[Web page code records]
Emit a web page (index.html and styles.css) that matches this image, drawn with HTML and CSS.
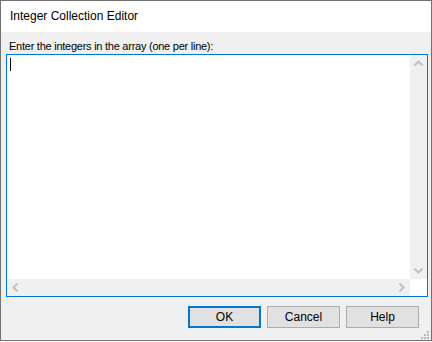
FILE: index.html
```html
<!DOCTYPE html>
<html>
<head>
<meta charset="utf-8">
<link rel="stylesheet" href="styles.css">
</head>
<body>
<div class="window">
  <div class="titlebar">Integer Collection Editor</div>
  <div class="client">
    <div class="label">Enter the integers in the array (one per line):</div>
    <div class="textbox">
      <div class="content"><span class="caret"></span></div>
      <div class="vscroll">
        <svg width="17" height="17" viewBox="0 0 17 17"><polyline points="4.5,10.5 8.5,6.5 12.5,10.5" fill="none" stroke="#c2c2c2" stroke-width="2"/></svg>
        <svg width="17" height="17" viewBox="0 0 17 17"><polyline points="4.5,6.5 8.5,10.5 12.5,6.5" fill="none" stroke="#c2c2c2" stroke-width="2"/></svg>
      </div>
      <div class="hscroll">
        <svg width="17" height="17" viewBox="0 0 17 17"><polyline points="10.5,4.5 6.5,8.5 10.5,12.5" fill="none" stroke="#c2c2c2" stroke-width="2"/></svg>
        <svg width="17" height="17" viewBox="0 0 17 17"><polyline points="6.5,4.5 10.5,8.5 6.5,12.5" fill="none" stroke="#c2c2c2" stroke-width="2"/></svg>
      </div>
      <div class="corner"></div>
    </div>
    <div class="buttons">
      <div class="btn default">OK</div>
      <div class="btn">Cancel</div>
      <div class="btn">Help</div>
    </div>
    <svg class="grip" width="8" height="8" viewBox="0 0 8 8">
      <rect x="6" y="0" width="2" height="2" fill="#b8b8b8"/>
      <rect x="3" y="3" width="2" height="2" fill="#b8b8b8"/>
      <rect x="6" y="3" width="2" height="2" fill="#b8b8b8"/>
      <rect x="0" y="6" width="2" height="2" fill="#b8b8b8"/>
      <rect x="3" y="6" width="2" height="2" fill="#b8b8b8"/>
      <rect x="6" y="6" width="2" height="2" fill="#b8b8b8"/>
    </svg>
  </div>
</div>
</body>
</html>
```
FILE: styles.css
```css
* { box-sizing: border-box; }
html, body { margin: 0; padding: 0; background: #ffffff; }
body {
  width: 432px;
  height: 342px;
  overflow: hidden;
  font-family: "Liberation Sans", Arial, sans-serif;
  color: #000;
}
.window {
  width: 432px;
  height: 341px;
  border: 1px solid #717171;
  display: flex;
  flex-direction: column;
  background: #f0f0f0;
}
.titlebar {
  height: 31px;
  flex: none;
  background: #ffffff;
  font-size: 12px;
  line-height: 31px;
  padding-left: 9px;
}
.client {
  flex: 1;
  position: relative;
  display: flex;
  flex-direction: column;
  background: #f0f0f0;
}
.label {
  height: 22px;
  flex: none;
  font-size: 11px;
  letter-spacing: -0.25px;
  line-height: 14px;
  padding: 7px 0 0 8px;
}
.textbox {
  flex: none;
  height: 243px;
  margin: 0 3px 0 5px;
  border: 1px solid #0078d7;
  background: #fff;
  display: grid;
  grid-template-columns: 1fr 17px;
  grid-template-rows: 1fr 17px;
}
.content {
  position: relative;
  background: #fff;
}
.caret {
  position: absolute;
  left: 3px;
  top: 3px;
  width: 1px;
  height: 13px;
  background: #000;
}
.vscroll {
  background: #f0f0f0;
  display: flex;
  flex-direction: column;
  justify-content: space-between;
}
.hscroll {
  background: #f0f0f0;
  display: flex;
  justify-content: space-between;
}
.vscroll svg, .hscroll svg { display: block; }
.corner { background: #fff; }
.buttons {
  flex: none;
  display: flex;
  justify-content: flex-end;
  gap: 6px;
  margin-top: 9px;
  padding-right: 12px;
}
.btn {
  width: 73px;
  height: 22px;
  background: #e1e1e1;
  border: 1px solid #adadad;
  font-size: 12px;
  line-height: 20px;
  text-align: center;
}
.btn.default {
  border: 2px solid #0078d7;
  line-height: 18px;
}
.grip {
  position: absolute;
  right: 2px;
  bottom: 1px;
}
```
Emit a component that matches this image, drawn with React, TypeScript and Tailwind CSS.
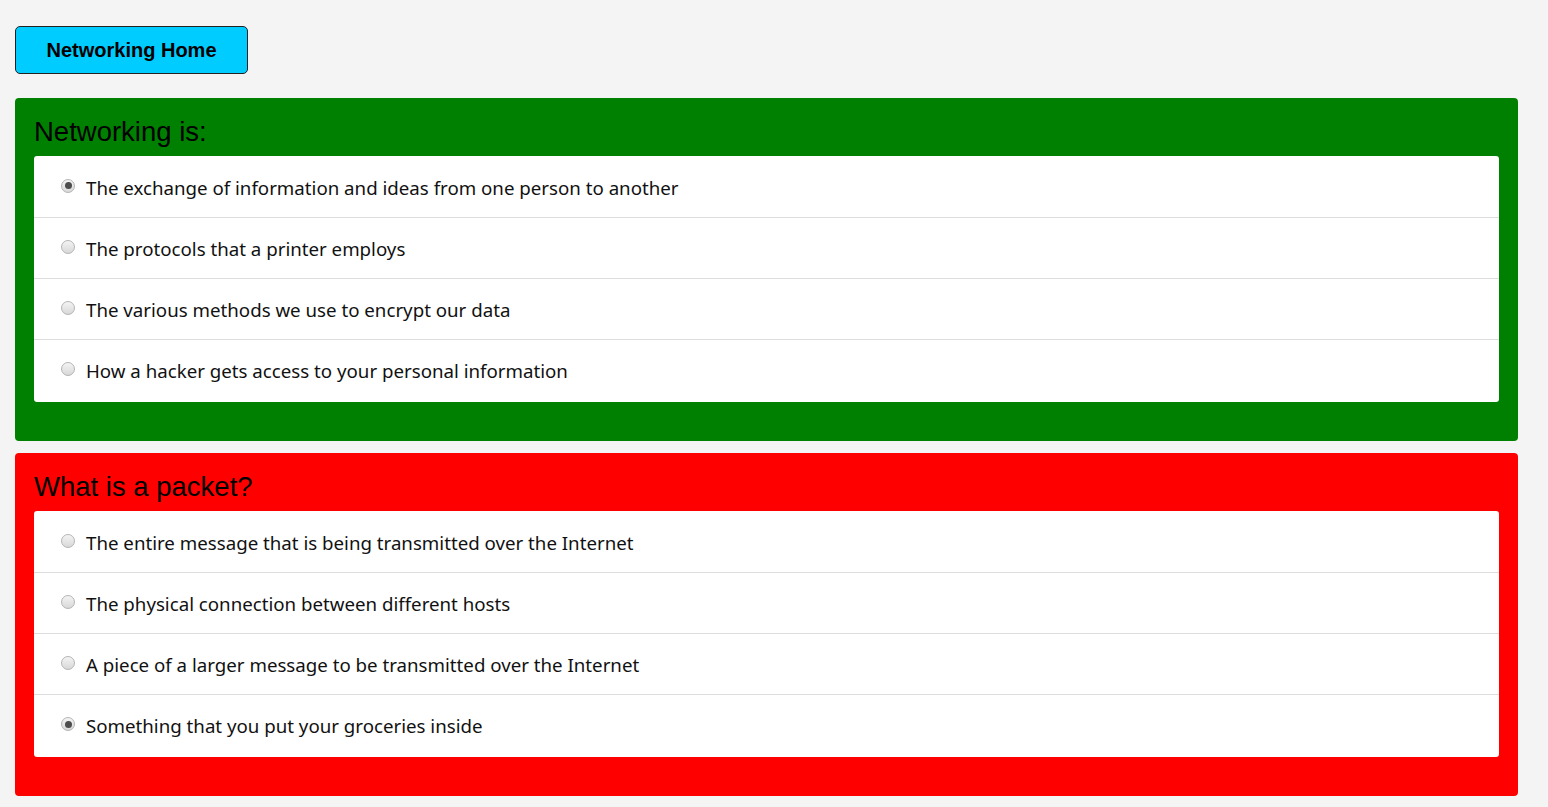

**TASK OBJECTIVE:** Count the lines of the data that include the string "Emit", and give only that number.

**OUTPUT BELOW:** 2